Key learnings throughout the development process
Throughout the development of the chatbot, we learned several key lessons about building an effective text-to-SQL solution:
- Data readiness is key: Properly labelled data and table annotations are needed for the AI to map natural language queries to the right data sources. Without this foundation, the system struggled to retrieve relevant data.
- Specialised agents boost performance: Breaking down tasks into specialised agents—such as intent agents and table agents—helped improve the accuracy of the generated SQL queries.
- Handling large datasets efficiently: The column pruning agent played a critical role in improving performance when processing large datasets. By trimming irrelevant columns, the system reduced token consumption and improved query execution speed.
- Minimising hallucinations: Occasionally, the model generated queries for non-existent tables or columns. This required ongoing refinement of prompts and validation techniques to reduce such hallucinations. Also reducing the temperature of the LLM helps.
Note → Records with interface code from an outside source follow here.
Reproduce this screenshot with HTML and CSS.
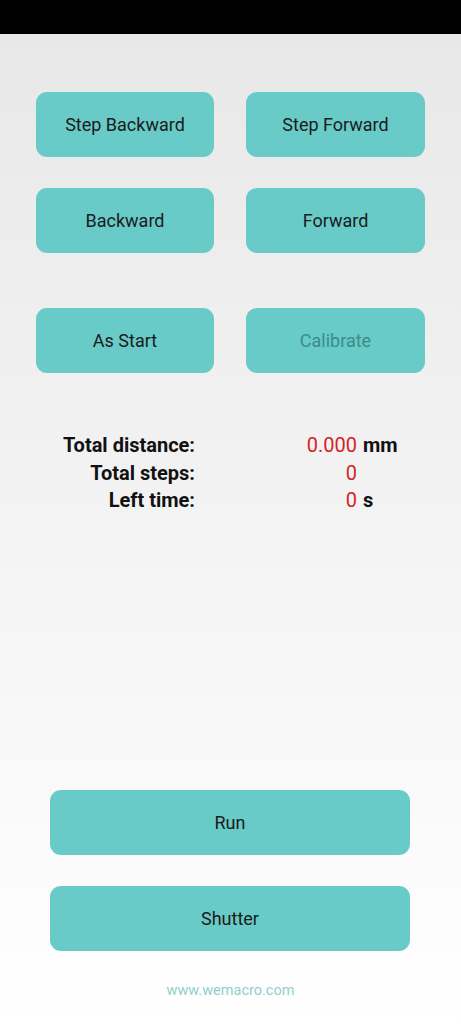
FILE: index.html
```html
<!DOCTYPE html>
<html>
<head>
<meta charset="utf-8">
<link rel="stylesheet" href="styles.css">
</head>
<body>
<div class="status-bar"></div>
<main class="screen">
  <section class="controls">
    <div class="btn-grid">
      <div class="btn">Step Backward</div>
      <div class="btn">Step Forward</div>
      <div class="btn">Backward</div>
      <div class="btn">Forward</div>
    </div>
    <div class="btn-grid row-gap">
      <div class="btn">As Start</div>
      <div class="btn disabled">Calibrate</div>
    </div>
  </section>
  <section class="stats">
    <div class="label">Total distance:</div><div class="value">0.000</div><div class="unit">mm</div>
    <div class="label">Total steps:</div><div class="value">0</div><div class="unit"></div>
    <div class="label">Left time:</div><div class="value">0</div><div class="unit">s</div>
  </section>
  <div class="spacer"></div>
  <section class="actions">
    <div class="btn wide">Run</div>
    <div class="btn wide">Shutter</div>
  </section>
  <footer class="footer">www.wemacro.com</footer>
</main>
</body>
</html>
```
FILE: styles.css
```css
html, body {
  margin: 0;
  padding: 0;
}
body {
  width: 461px;
  height: 1024px;
  font-family: Roboto, "Noto Sans", sans-serif;
  background: #ffffff;
  overflow: hidden;
}
.status-bar {
  height: 34px;
  background: #000;
}
.screen {
  height: 990px;
  box-sizing: border-box;
  background: linear-gradient(#e8e8e8, #ffffff);
  display: flex;
  flex-direction: column;
  padding-top: 58px;
}
.controls {
  padding-left: 36px;
}
.btn-grid {
  display: grid;
  grid-template-columns: 178px 179px;
  column-gap: 32px;
  row-gap: 31px;
}
.row-gap {
  margin-top: 55px;
}
.btn {
  height: 65px;
  background: #68cbc7;
  border-radius: 11px;
  display: flex;
  align-items: center;
  justify-content: center;
  font-size: 18px;
  color: #1b1b1b;
}
.btn.disabled {
  color: #3c8b87;
}
.stats {
  margin-top: 59px;
  display: grid;
  grid-template-columns: 195px 162px auto;
  line-height: 27.5px;
  font-size: 20px;
}
.label {
  text-align: right;
  font-weight: 700;
  color: #111;
}
.value {
  text-align: right;
  color: #d61f26;
}
.unit {
  padding-left: 6px;
  font-weight: 700;
  color: #111;
}
.spacer {
  flex: 1;
}
.actions {
  display: flex;
  flex-direction: column;
  gap: 31px;
  padding: 0 51px 0 50px;
}
.footer {
  height: 73px;
  box-sizing: border-box;
  padding-top: 5px;
  display: flex;
  align-items: center;
  justify-content: center;
  font-size: 14.5px;
  color: #8ed0cd;
}
```
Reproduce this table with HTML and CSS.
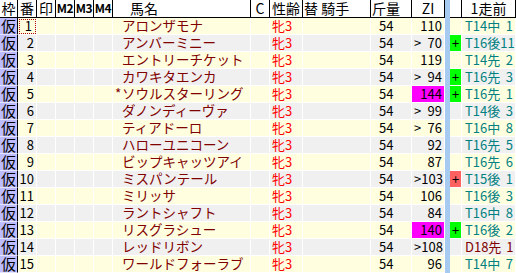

Managing Swoop Aero’s extensive dataset, spanning over 300 tables, presented unique challenges. However, with a combination of specialised agents and careful optimisation, the DiUS team was able to deliver a solution that worked efficiently at scale.
A more efficient data-driven future
Looking ahead, we’re excited about exploring additional capabilities to keep up with Swoop Aero’s growing data needs. We’ve already seen how effective features like self-correcting SQL and memory enhance usability, making solutions even more intuitive for users. There is a strong interest in incorporating dynamic memory that can handle more complex multi-query tasks, ensuring the system continues to support seamless data access as the organisation expands.
For teams looking to implement similar solutions, we recommend starting small and testing often. The key to long-term success lies in gathering consistent user feedback, which not only improves the generative AI solution’s accuracy over time but also makes the system smarter and more adaptable to evolving business needs.